Work to complete »
Filter the lines below, copying only those with the string "index".
Start of Information provided
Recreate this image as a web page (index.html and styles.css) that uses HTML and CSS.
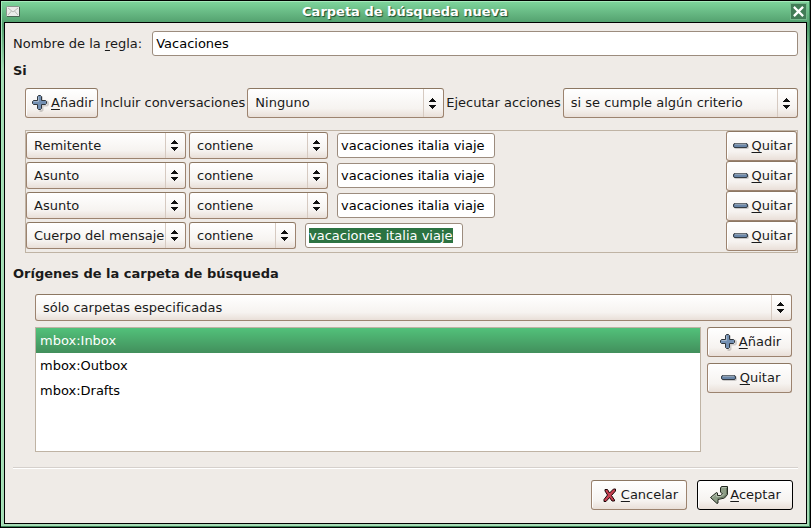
FILE: index.html
```html
<!DOCTYPE html>
<html lang="es">
<head>
<meta charset="utf-8">
<title>Carpeta de búsqueda nueva</title>
<link rel="stylesheet" href="styles.css">
</head>
<body>
<svg class="symbols" aria-hidden="true">
  <defs>
    <symbol id="plus" viewBox="0 0 18 18">
      <path d="M8 3.500h3v4h5l1 1v2l-1 1h-4.500V16l-1 1H8.500" fill="none" stroke="#000" stroke-opacity=".16" stroke-width="2"/>
      <path d="M7.500 1.500h2l1 1v4h4l1 1v2l-1 1h-4v4l-1 1h-2l-1-1v-4h-4l-1-1v-2l1-1h4v-4z" fill="#7390b3" stroke="#30363c"/>
      <path d="M7.500 3v4.500H3" fill="none" stroke="#a5b7cb"/>
    </symbol>
    <symbol id="minus" viewBox="0 0 18 18">
      <rect x="2" y="7" width="15" height="5" rx="2" fill="#000" fill-opacity=".18"/>
      <rect x="1.500" y="6.500" width="14" height="4" rx="1.500" fill="#6b87a9" stroke="#343b43"/>
      <path d="M3 7.500h11" stroke="#8fa0b3"/>
      <path d="M3 6.500h11" stroke="#666d75"/>
    </symbol>
  </defs>
</svg>
<main class="window">
  <header class="titlebar">
    <svg class="mail" viewBox="0 0 14 11" aria-hidden="true">
      <rect x=".5" y=".5" width="13" height="10" rx="1" fill="#ececea" stroke="#8b938c"/>
      <path d="M2 2l5 4 5-4M2 9l3.500-4M12 9L8.500 5" fill="none" stroke="#b9bab6"/>
      <path d="M1 10.500h12.500V1" fill="none" stroke="#4b6553"/>
    </svg>
    <h1>Carpeta de búsqueda nueva</h1>
    <button class="close" type="button" aria-label="Cerrar"><svg viewBox="0 0 16 16"><path d="M4 4l8 8M12 4l-8 8" stroke="#fff" stroke-width="2.500" stroke-linecap="square"/></svg></button>
  </header>
  <form class="content">
    <div class="name-row">
      <label for="rule">Nombre de la <u>r</u>egla:</label>
      <input id="rule" type="text" value="Vacaciones">
    </div>
    <h2>Si</h2>
    <div class="options">
      <button class="btn" type="button"><svg><use href="#plus"/></svg><span><u>A</u>ñadir</span></button>
      <label for="threads">Incluir conversaciones</label>
      <span class="combo threads"><select id="threads"><option>Ninguno</option></select></span>
      <label for="match">Ejecutar acciones</label>
      <span class="combo match"><select id="match"><option>si se cumple algún criterio</option></select></span>
    </div>
    <div class="rules">
      <div class="rule">
        <span class="combo field"><select aria-label="Campo"><option>Remitente</option></select></span>
        <span class="combo op"><select aria-label="Condición"><option>contiene</option></select></span>
        <input type="text" aria-label="Valor" value="vacaciones italia viaje">
        <button class="btn" type="button"><svg><use href="#minus"/></svg><span><u>Q</u>uitar</span></button>
      </div>
      <div class="rule">
        <span class="combo field"><select aria-label="Campo"><option>Asunto</option></select></span>
        <span class="combo op"><select aria-label="Condición"><option>contiene</option></select></span>
        <input type="text" aria-label="Valor" value="vacaciones italia viaje">
        <button class="btn" type="button"><svg><use href="#minus"/></svg><span><u>Q</u>uitar</span></button>
      </div>
      <div class="rule">
        <span class="combo field"><select aria-label="Campo"><option>Asunto</option></select></span>
        <span class="combo op"><select aria-label="Condición"><option>contiene</option></select></span>
        <input type="text" aria-label="Valor" value="vacaciones italia viaje">
        <button class="btn" type="button"><svg><use href="#minus"/></svg><span><u>Q</u>uitar</span></button>
      </div>
      <div class="rule">
        <span class="combo field"><select aria-label="Campo"><option>Cuerpo del mensaje</option></select></span>
        <span class="combo op-short"><select aria-label="Condición"><option>contiene</option></select></span>
        <input id="active" type="text" aria-label="Valor" value="vacaciones italia viaje">
        <button class="btn" type="button"><svg><use href="#minus"/></svg><span><u>Q</u>uitar</span></button>
      </div>
    </div>
    <h2>Orígenes de la carpeta de búsqueda</h2>
    <div class="sources">
      <span class="combo"><select aria-label="Orígenes"><option>sólo carpetas especificadas</option></select></span>
      <div class="folders">
        <ul class="list" role="listbox" aria-label="Carpetas">
          <li class="selected" role="option" aria-selected="true">mbox:Inbox</li>
          <li role="option">mbox:Outbox</li>
          <li role="option">mbox:Drafts</li>
        </ul>
        <div class="side">
          <button class="btn" type="button"><svg><use href="#plus"/></svg><span><u>A</u>ñadir</span></button>
          <button class="btn" type="button"><svg><use href="#minus"/></svg><span><u>Q</u>uitar</span></button>
        </div>
      </div>
    </div>
    <footer class="actions">
      <button class="btn" type="button">
        <svg viewBox="0 0 18 18"><path d="M4 3.500h2.500l2 3.500 4-4h2v2l-4 4.500 3 4.500v1H11L8.500 11.500 5 15.500H3v-2L6.500 9 4 5z" fill="#c63f50" stroke="#1c0507"/></svg>
        <span><u>C</u>ancelar</span></button>
      <button class="btn default" type="button">
        <svg viewBox="0 0 18 18"><path d="M11.500.500h6v8l-3 3.500-6.500 1.500v3.500l-1 .500L.500 11.500l6-5 1 .500v2.500h3l2-1.500-2-2v-4z" fill="#8c9d86" stroke="#20261e"/><path d="M12 1.500h4.500M2 11.500l4.500-3.500v2.500H11l2.500-2.500" fill="none" stroke="#b2bfad"/><path d="M16.500 2v6L14 11l-6.500 1.500" fill="none" stroke="#64745f"/></svg>
        <span><u>A</u>ceptar</span></button>
    </footer>
  </form>
</main>
<script src="script.js"></script>
</body>
</html>
```
FILE: styles.css
```css
* { box-sizing: border-box; }

body {
  margin: 0;
  background: #000;
  color: #1a1a1a;
  font: 13px/16px "DejaVu Sans", sans-serif;
}

.symbols { position: absolute; width: 0; height: 0; }

.window {
  display: flex;
  flex-direction: column;
  min-height: 100vh;
  border: 1px solid #000;
  background: linear-gradient(#7fd69d, #4e9a69 24px, #a5dbb5 68px);
  box-shadow: inset -1px -1px #3c8458, inset 1px 1px #a5e8bb;
  padding: 0 3px 3px;
}

.titlebar {
  display: flex;
  align-items: center;
  height: 21px;
  padding: 0 0 0 2px;
}

.titlebar h1 {
  flex: 1;
  margin: 0;
  color: #fff;
  font-size: 13px;
  line-height: 16px;
  text-align: center;
  text-shadow: 1px 1px 1px #1d4a2d;
}

.mail { width: 14px; height: 11px; }

.close {
  width: 17px;
  height: 17px;
  padding: 0;
  border: 1px solid #74b98c;
  background: #417c56;
}

.close svg { display: block; width: 15px; height: 15px; }

.content {
  display: flex;
  flex: 1;
  flex-direction: column;
  padding: 8px;
  border: 1px solid #000;
  background: #efebe7;
}

h2 { margin: 0; font-size: 13px; line-height: 16px; }

u { text-decoration-thickness: 1px; text-underline-offset: 2px; }

input, select, button { font: inherit; color: #000; }

input {
  width: 158px;
  height: 25px;
  padding: 0 3px;
  border: 1px solid #9c8c7e;
  border-radius: 3px;
  outline: 0;
  background: #fff;
}

input::selection { background: #2c7342; color: #fff; }

.btn {
  display: flex;
  align-items: center;
  justify-content: center;
  gap: 2px;
  height: 30px;
  padding: 0 4px 0 5px;
  border: 1px solid #9c836f;
  border-top-color: #8c7762;
  border-radius: 3px;
  background: linear-gradient(#fff, #f6f3f0 70%, #e9dfd8);
  box-shadow: inset 1px 1px #fff;
  color: #1a1a1a;
}

.btn svg { flex: none; width: 18px; height: 18px; }

.combo {
  display: grid;
  grid-template-columns: minmax(0, 1fr) 20px;
  height: 27px;
  border: 1px solid #9c836f;
  border-top-color: #8c7762;
  border-radius: 3px;
  background: linear-gradient(#fff, #f6f3f0 70%, #e9dfd8);
}

/* Stepper column with an up and a down arrow */
.combo::after {
  content: "";
  grid-area: 1 / 2;
  border-left: 1px solid #d6cac1;
  background:
    linear-gradient(#111, #111) 8px calc(50% - 5px) / 1px 1px no-repeat,
    linear-gradient(#111, #111) 7px calc(50% - 4px) / 3px 1px no-repeat,
    linear-gradient(#111, #111) 6px calc(50% - 3px) / 5px 1px no-repeat,
    linear-gradient(#111, #111) 5px calc(50% - 2px) / 7px 1px no-repeat,
    linear-gradient(#111, #111) 5px calc(50% + 2px) / 7px 1px no-repeat,
    linear-gradient(#111, #111) 6px calc(50% + 3px) / 5px 1px no-repeat,
    linear-gradient(#111, #111) 7px calc(50% + 4px) / 3px 1px no-repeat,
    linear-gradient(#111, #111) 8px calc(50% + 5px) / 1px 1px no-repeat;
  pointer-events: none;
}

.combo select {
  grid-area: 1 / 1 / 2 / 3;
  min-width: 0;
  padding: 0 0 0 7px;
  border: 0;
  outline: 0;
  appearance: none;
  background: none;
  color: #1a1a1a;
}

.name-row { display: flex; align-items: center; gap: 10px; margin-bottom: 7px; }
.name-row input { flex: 1; }

.options {
  display: flex;
  align-items: center;
  gap: 2px;
  margin: 9px 0 12px 12px;
}

.options .combo { height: 30px; }
.threads { flex: 198 1 0; }
.match { flex: 237 1 0; }

.rules {
  margin: 0 0 13px 12px;
  padding-bottom: 1px;
  border: 1px solid #bfb3a4;
}

.rule { display: flex; align-items: center; gap: 3px; }
.rule .combo, .rule input { margin-bottom: 1px; }
.rule .field { width: 160px; }
.rule .op { width: 139px; }
.rule .op-short { width: 107px; }
.rule input { margin-left: 6px; }
.rule .btn { margin-left: auto; }

.sources { margin: 12px 6px 15px 22px; }

.folders { display: flex; gap: 6px; margin-top: 6px; }

.list {
  flex: 1;
  min-height: 125px;
  margin: 0;
  padding: 0;
  border: 1px solid #bfb3a4;
  background: #fff;
  color: #000;
  list-style: none;
}

.list li { padding: 4px; line-height: 17px; }

.list .selected {
  background: linear-gradient(#52c17a, #428f5c);
  color: #fff;
}

.side { display: flex; flex-direction: column; gap: 6px; width: 85px; }

.actions {
  display: flex;
  justify-content: flex-end;
  gap: 10px;
  padding: 12px 5px 0 0;
  border-top: 1px solid #d5d0cc;
  box-shadow: inset 0 1px #fff;
}

.actions .btn { width: 96px; }
.actions .default { border-color: #000; }
```
FILE: script.js
```js
const active = document.getElementById("active");
active.focus();
active.select();
```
End of Information provided
Exercise output »
Recreate this image as a web page (index.html and styles.css) that uses HTML and CSS.
FILE: index.html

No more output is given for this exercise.